Research on the recovery method of disrupted flights considering passenger transfer and cancellation costs

In the face of extreme weather conditions, airport closures, or other circumstances, airlines often experience disruptions to their flight schedules, leading to the frequent operational challenge of disrupted flight recovery. The foundational model for disrupted flight recovery aims to recover as many flights as possible with minimal costs, typically encompassing aircraft re-routing and re-timing costs, aircraft maintenance costs, crew reassignment costs, and passenger transfer costs. Existing studies generally estimate these costs using fixed rates. In reality, the first three costs for airlines tend to remain relatively stable.
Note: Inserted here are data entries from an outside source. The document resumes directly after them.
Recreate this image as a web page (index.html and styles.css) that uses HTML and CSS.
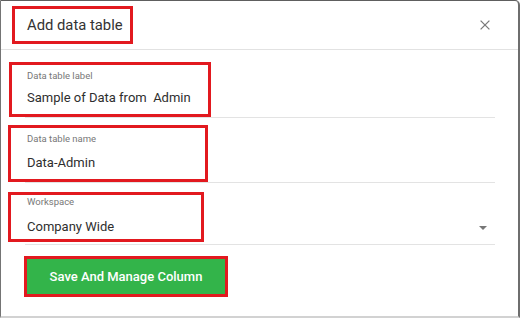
FILE: index.html
```html
<!DOCTYPE html>
<html>
<head>
<meta charset="utf-8">
<link rel="stylesheet" href="styles.css">
</head>
<body>
<div class="dialog">
  <div class="header">
    <div class="mark title-mark"><span class="title">Add data table</span></div>
    <svg class="close" width="10" height="10" viewBox="0 0 10 10"><path d="M0.6 0.6L9.4 9.4M9.4 0.6L0.6 9.4" stroke="#7a7a7a" stroke-width="1.3" fill="none"/></svg>
  </div>
  <div class="body">
    <div class="field f1">
      <div class="mark">
        <div class="label">Data table label</div>
        <div class="value">Sample of Data from&nbsp; Admin</div>
      </div>
    </div>
    <div class="field f2">
      <div class="mark">
        <div class="label">Data table name</div>
        <div class="value">Data-Admin</div>
      </div>
    </div>
    <div class="field f3">
      <div class="mark">
        <div class="label">Workspace</div>
        <div class="value">Company Wide</div>
      </div>
      <span class="caret"></span>
    </div>
    <div class="btn-mark"><button class="btn">Save And Manage Column</button></div>
  </div>
</div>
</body>
</html>
```
FILE: styles.css
```css
html, body {
  margin: 0;
  padding: 0;
  background: #fff;
}
body {
  font-family: Roboto, "Liberation Sans", sans-serif;
  color: #333;
}
.dialog {
  width: 520px;
  height: 318px;
  box-sizing: border-box;
  border-top: 1px solid #5e5e5e;
  border-left: 1px solid #747474;
  border-right: 2px solid #6e6e6e;
  border-bottom: 2px solid #d2d2d2;
  border-top-right-radius: 5px;
  background: #fff;
}
.header {
  height: 48px;
  border-bottom: 1px solid #e2e2e2;
  display: flex;
  align-items: center;
  padding-left: 11px;
}
.mark {
  border: 3px solid #e2191f;
  box-sizing: border-box;
}
.title-mark {
  width: 121px;
  padding: 6px 0 6px 12px;
}
.title {
  display: block;
  font-size: 14.8px;
  line-height: 20px;
  color: #333;
  white-space: nowrap;
}
.close {
  margin-left: auto;
  margin-right: 28px;
  display: block;
}
.field {
  margin-left: 24px;
  width: 470px;
  border-bottom: 1px solid #e3e3e3;
}
.label {
  font-size: 9.5px;
  line-height: 11px;
  color: #777;
  white-space: nowrap;
}
.value {
  font-size: 13px;
  line-height: 20px;
  color: #2e2e2e;
  white-space: nowrap;
}
.f1 {
  margin-top: 12px;
}
.f1 .mark {
  margin-left: -16px;
  width: 202px;
  padding: 5px 0 6px 15px;
}
.f1 .label {
  margin-bottom: 7px;
}
.f2 {
  margin-top: 7px;
}
.f2 .mark {
  margin-left: -17px;
  width: 200px;
  padding: 5px 0 6px 16px;
}
.f2 .label {
  margin-bottom: 9px;
}
.f3 {
  margin-top: 9px;
  padding-bottom: 2px;
  display: flex;
  align-items: flex-end;
}
.f3 .mark {
  margin-left: -17px;
  width: 196px;
  padding: 1px 0 2px 16px;
}
.f3 .label {
  margin-bottom: 10px;
}
.caret {
  margin-left: auto;
  margin-right: 8px;
  margin-bottom: 12px;
  width: 0;
  height: 0;
  border-left: 4px solid transparent;
  border-right: 4px solid transparent;
  border-top: 4px solid #777;
}
.btn-mark {
  display: flex;
  width: max-content;
  margin-top: 11px;
  margin-left: 23px;
  border: 3px solid #e2191f;
}
.btn {
  display: block;
  width: 198px;
  height: 35px;
  padding: 0;
  border: none;
  background: #33b44a;
  color: #fff;
  font-family: Roboto, "Liberation Sans", sans-serif;
  font-weight: 500;
  font-size: 13px;
  line-height: 35px;
  text-align: center;
}
```
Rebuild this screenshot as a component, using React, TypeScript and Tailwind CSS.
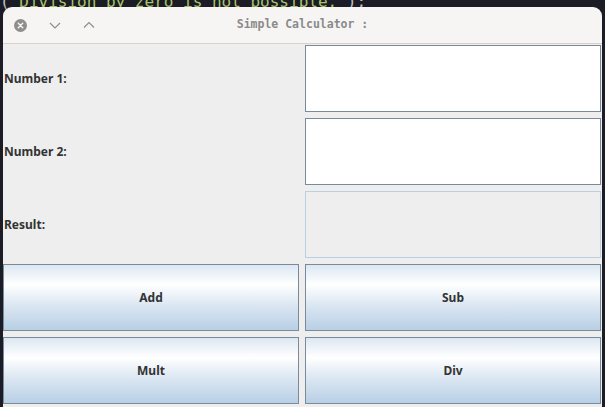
import { FC } from "react";

const labelCls =
  "flex items-center pl-[1px] text-[12px] font-bold text-[#333333] [font-family:'Noto_Sans',sans-serif]";

const btnCls =
  "flex items-center justify-center border border-[#7a8a99] bg-[linear-gradient(to_bottom,#dce7f2_0%,#ffffff_30%,#dde8f3_60%,#b8cfe5_100%)] text-[12px] font-bold text-[#333333] [font-family:'Noto_Sans',sans-serif]";

const TitleBar: FC = () => (
  <div className="relative flex h-[37px] items-center border-b border-[#d6d1cd] bg-[#f6f5f4] rounded-t-[9px]">
    <div className="flex items-center gap-[20px] pl-[11px]">
      <svg width="13" height="13" viewBox="0 0 13 13">
        <circle cx="6.5" cy="6.5" r="6.5" fill="#8e8e8e" />
        <path d="M4.3 4.3 L8.7 8.7 M8.7 4.3 L4.3 8.7" stroke="#f6f5f4" strokeWidth="1.4" strokeLinecap="round" />
      </svg>
      <svg width="14" height="14" viewBox="0 0 14 14" className="ml-[1px]">
        <path d="M2 5 L7 10 L12 5" fill="none" stroke="#8e8e8e" strokeWidth="1.2" />
      </svg>
      <svg width="14" height="14" viewBox="0 0 14 14">
        <path d="M2 9.5 L7 4.5 L12 9.5" fill="none" stroke="#8e8e8e" strokeWidth="1.2" />
      </svg>
    </div>
    <div className="absolute inset-0 flex items-center justify-center pointer-events-none">
      <span className="text-[11.5px] font-bold text-[#8a8a8a] [font-family:'DejaVu_Sans_Mono',monospace]">
        Simple Calculator :
      </span>
    </div>
  </div>
);

export default function App() {
  return (
    <div className="relative h-[407px] w-[605px] overflow-hidden bg-[#1b1c26]">
      {/* editor text behind the window */}
      <div className="absolute left-[0px] top-[-8px] whitespace-pre text-[16px] leading-[20px] text-[#a9c46a] [font-family:'DejaVu_Sans_Mono',monospace]">
        <span className="text-[#c0c0c0]">(</span>"Division by zero is not possible."<span className="text-[#c0c0c0]">);</span>
      </div>
      <div className="relative ml-[3px] mt-[7px] flex h-[400px] w-[599px] flex-col">
        <TitleBar />
        <div className="grid flex-1 grid-cols-2 grid-rows-[repeat(5,67px)] gap-[6px] bg-[#eeeeee] pt-[1px] pr-[1px]">
          <div className={labelCls}>Number 1:</div>
          <input className="border border-[#7a8a99] bg-white outline-none" />
          <div className={labelCls}>Number 2:</div>
          <input className="border border-[#7a8a99] bg-white outline-none" />
          <div className={labelCls}>Result:</div>
          <input disabled className="border border-[#b8cfe5] bg-[#eeeeee] outline-none" />
          <button className={btnCls}>Add</button>
          <button className={btnCls}>Sub</button>
          <button className={btnCls}>Mult</button>
          <button className={btnCls}>Div</button>
        </div>
      </div>
    </div>
  );
}
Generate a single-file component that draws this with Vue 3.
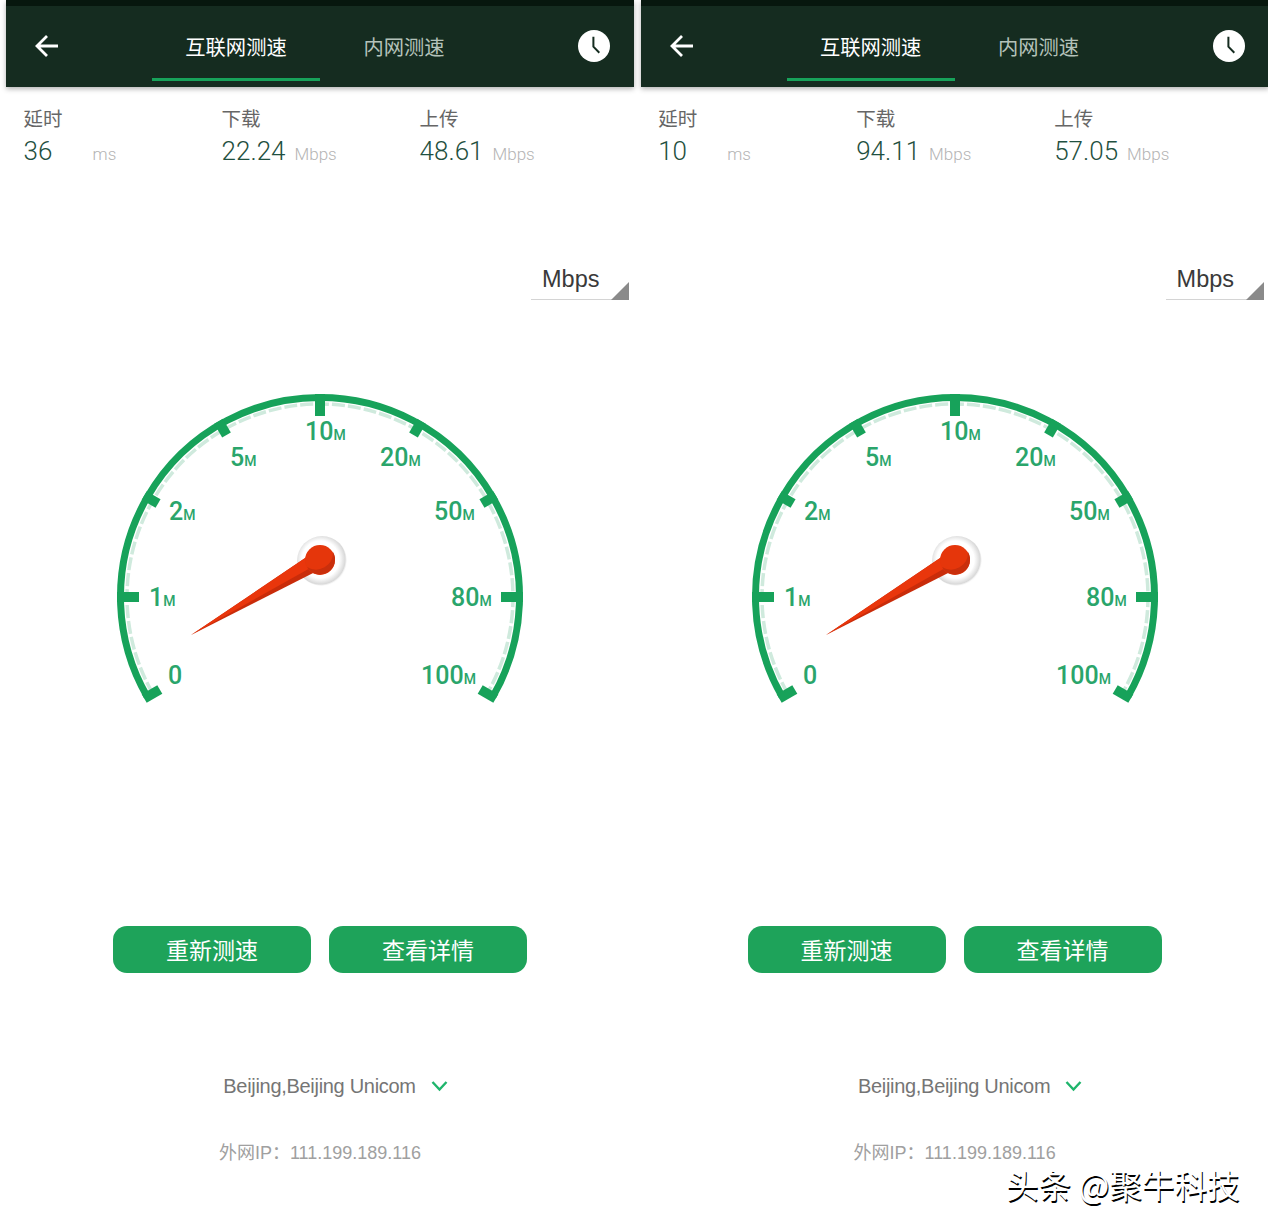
<template>
  <div class="page">
    <section v-for="p in panels" :key="p.ping" class="panel">
      <header class="head">
        <div class="strip"></div>
        <div class="bar">
          <svg class="back" width="26" height="26" viewBox="0 0 26 26">
            <path d="M24 13H3M13 3L3 13l10 10" fill="none" stroke="#fff" stroke-width="2.8" />
          </svg>
          <div class="tabs">
            <div class="tab on">互联网测速</div>
            <div class="tab">内网测速</div>
          </div>
          <svg class="clock" width="32" height="32" viewBox="0 0 32 32">
            <circle cx="16" cy="16" r="16" fill="#fff" />
            <path d="M15.4 6.7v10l5.9 6" fill="none" stroke="#152c20" stroke-width="2" />
          </svg>
        </div>
      </header>

      <div class="stats">
        <div class="stat">
          <div class="name">延时</div>
          <div class="line"><span class="num fixed">{{ p.ping }}</span><span class="unit">ms</span></div>
        </div>
        <div class="stat">
          <div class="name">下载</div>
          <div class="line"><span class="num">{{ p.down }}</span><span class="unit">Mbps</span></div>
        </div>
        <div class="stat">
          <div class="name">上传</div>
          <div class="line"><span class="num">{{ p.up }}</span><span class="unit">Mbps</span></div>
        </div>
      </div>

      <div class="picker"><span>Mbps</span><i class="corner"></i></div>

      <svg class="gauge" width="420" height="330" viewBox="0 0 420 330">
        <defs>
          <radialGradient :id="'halo' + p.ping" cx="0.47" cy="0.47" r="0.53">
            <stop offset="0.7" stop-color="#fff" />
            <stop offset="0.8" stop-color="#efefef" />
            <stop offset="0.93" stop-color="#d9d9d9" />
            <stop offset="1" stop-color="#e8e8e8" stop-opacity="0.1" />
          </radialGradient>
        </defs>
        <path :d="arc(193)" fill="none" stroke="#cfeadd" stroke-width="3.5" stroke-dasharray="13 3" />
        <path :d="arc(199.5)" fill="none" stroke="#17a25a" stroke-width="7" />
        <line
          v-for="t in ticks"
          :key="t.label"
          :x1="t.x1"
          :y1="t.y1"
          :x2="t.x2"
          :y2="t.y2"
          stroke="#17a25a"
          stroke-width="10"
        />
        <text v-for="t in ticks" :key="'l' + t.label" :x="t.tx" :y="t.ty" class="tick-num">{{ t.label }}<tspan v-if="t.label !== '0'" class="tick-m">M</tspan></text>
        <circle cx="212" cy="177" r="25" :fill="'url(#halo' + p.ping + ')'" />
        <polygon points="81,251 204,168 213,184" fill="#c92c0a" />
        <polygon points="81,251 204,168 211,178" fill="#e9360c" />
        <circle cx="210" cy="176" r="15" fill="#e5360b" />
        <path d="M197 183a15 15 0 0 0 26-15a17 17 0 0 1-26 15z" fill="#c92f0c" />
      </svg>

      <div class="btns">
        <div class="btn">重新测速</div>
        <div class="btn">查看详情</div>
      </div>

      <div class="place">
        <span>Beijing,Beijing Unicom</span>
        <svg width="17" height="12" viewBox="0 0 17 12">
          <path d="M1.5 2l7 7.5 7-7.5" fill="none" stroke="#1fb56c" stroke-width="2.4" />
        </svg>
      </div>
      <div class="ip">外网IP：111.199.189.116</div>
    </section>
    <div class="mark">头条 @聚牛科技</div>
  </div>
</template>

<script setup>
const panels = [
  { ping: '36', down: '22.24', up: '48.61' },
  { ping: '10', down: '94.11', up: '57.05' },
]

const CX = 210
const CY = 213
const OUTER = 203

// deg measured like a clock-free unit circle, y flipped; label x/y are baseline starts
const marks = [
  { label: '0', deg: 210, len: 18, tx: 58, ty: 300 },
  { label: '1', deg: 180, len: 22, tx: 39, ty: 222 },
  { label: '2', deg: 150, len: 16, tx: 59, ty: 136 },
  { label: '5', deg: 120, len: 16, tx: 120, ty: 82 },
  { label: '10', deg: 90, len: 22, tx: 195, ty: 56 },
  { label: '20', deg: 60, len: 16, tx: 270, ty: 82 },
  { label: '50', deg: 30, len: 16, tx: 324, ty: 136 },
  { label: '80', deg: 0, len: 22, tx: 341, ty: 222 },
  { label: '100', deg: -30, len: 18, tx: 311, ty: 300 },
]

const pt = (r, deg) => {
  const a = (deg * Math.PI) / 180
  return [CX + r * Math.cos(a), CY - r * Math.sin(a)]
}

const ticks = marks.map((m) => {
  const [x1, y1] = pt(OUTER, m.deg)
  const [x2, y2] = pt(OUTER - m.len, m.deg)
  return { ...m, x1, y1, x2, y2 }
})

const arc = (r) => {
  const [sx, sy] = pt(r, 210)
  const [ex, ey] = pt(r, -30)
  return `M${sx} ${sy}A${r} ${r} 0 1 1 ${ex} ${ey}`
}
</script>

<style scoped>
.page {
  position: relative;
  display: flex;
  gap: 6.6px;
  width: 1268px;
  height: 1232px;
  padding-left: 6px;
  box-sizing: border-box;
  overflow: hidden;
  background: #fff;
  font-family: "Liberation Sans", "Noto Sans CJK SC", sans-serif;
}

.panel {
  flex: 0 0 628px;
  display: flex;
  flex-direction: column;
}

.head {
  box-shadow: 0 2px 5px rgba(0, 0, 0, 0.3);
}
.strip {
  height: 6px;
  background: #07170e;
}
.bar {
  display: flex;
  height: 81px;
  background: #152c20;
}
.back {
  margin: 27px 0 0 28px;
}
.tabs {
  display: flex;
  margin-left: 92px;
}
.tab {
  width: 168px;
  height: 75px;
  padding-top: 27px;
  box-sizing: border-box;
  text-align: center;
  font: 400 20.3px/26px "Noto Sans CJK SC", sans-serif;
  color: #b4c2ba;
}
.tab.on {
  color: #fff;
  border-bottom: 3px solid #17a25a;
}
.clock {
  margin: 24px 0 0 90px;
}

.stats {
  display: flex;
  padding: 19px 0 0 17.6px;
}
.stat {
  width: 198px;
}
.name {
  font: 400 19.5px/24px "Noto Sans CJK SC", sans-serif;
  color: #666;
}
.line {
  display: flex;
  align-items: baseline;
  height: 40px;
  margin-top: 4px;
}
.num {
  font: 300 26px/34px Roboto, sans-serif;
  color: #1f5040;
}
.num.fixed {
  width: 69px;
}
.unit {
  margin-left: 9px;
  font: 300 17px/34px Roboto, sans-serif;
  color: #b4b4b4;
}
.num.fixed + .unit {
  margin-left: 0;
}

.picker {
  position: relative;
  align-self: flex-end;
  width: 97px;
  height: 36px;
  margin: 90px 6px 0 0;
  box-sizing: border-box;
  border-bottom: 1.5px solid #d4d4d4;
  padding-left: 11px;
  font: 23.5px/31px "Liberation Sans", sans-serif;
  color: #3a3a3a;
}
.corner {
  position: absolute;
  right: -1px;
  bottom: -1px;
  width: 0;
  height: 0;
  border-left: 18px solid transparent;
  border-bottom: 18px solid #8a8a8a;
}

.gauge {
  align-self: center;
  margin-top: 84px;
}
.tick-num {
  font: 500 25px Roboto, sans-serif;
  fill: #2aa56b;
}
.tick-m {
  font-size: 14px;
}

.btns {
  display: flex;
  justify-content: center;
  gap: 18px;
  margin-top: 212px;
}
.btn {
  width: 198px;
  height: 47px;
  border-radius: 14px;
  background: #1ea35a;
  text-align: center;
  font: 400 23px/47px "Noto Sans CJK SC", sans-serif;
  color: #fff;
}

.place {
  display: flex;
  justify-content: center;
  align-items: center;
  gap: 15px;
  height: 26px;
  margin-top: 100px;
  padding-left: 31px;
  font: 20px/26px "Liberation Sans", sans-serif;
  letter-spacing: -0.3px;
  color: #757575;
}

.ip {
  margin-top: 42px;
  text-align: center;
  font: 400 18px/24px "Liberation Sans", "Noto Sans CJK SC", sans-serif;
  color: #a0a0a0;
}

.mark {
  position: absolute;
  left: 1006px;
  top: 1162px;
  font: 400 32.6px/44px "Noto Sans CJK SC", sans-serif;
  color: #fff;
  text-shadow: 1px 2px 0 #000;
  white-space: nowrap;
}
</style>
However, different passenger transfer methods can result in significant cost variations, a focal point for ground service personnel during disrupted flight recovery. We conducted a detailed analysis of the cost combinations associated with various passenger transfer methods, including ticket refunds, overnight stays, rebooking on the same airline, and rebooking on other airlines. We established a comprehensive disrupted flight recovery model that considers the three relatively fixed costs and variations in passenger transfer costs, thereby enhancing the resilience of the traditional model based on passenger transfer methods. To solve this model, we employed an enhanced heuristic large-scale neighborhood search (LNS) algorithm. Simulation experiments on airline datasets demonstrated that recovering all disrupted flights primarily through passenger transfer is not necessarily the least costly scenario. The optimal flight recovery ratio depends on passenger refund rates and rebooking methods. By judiciously controlling passenger transfer methods and the recovery proportion of disrupted flights, comprehensive recovery costs for both flights and passengers can be reduced. The research findings not only provide theoretical support for airlines but also offer practical guidance for strategy formulation, improving passenger satisfaction, and controlling operational costs.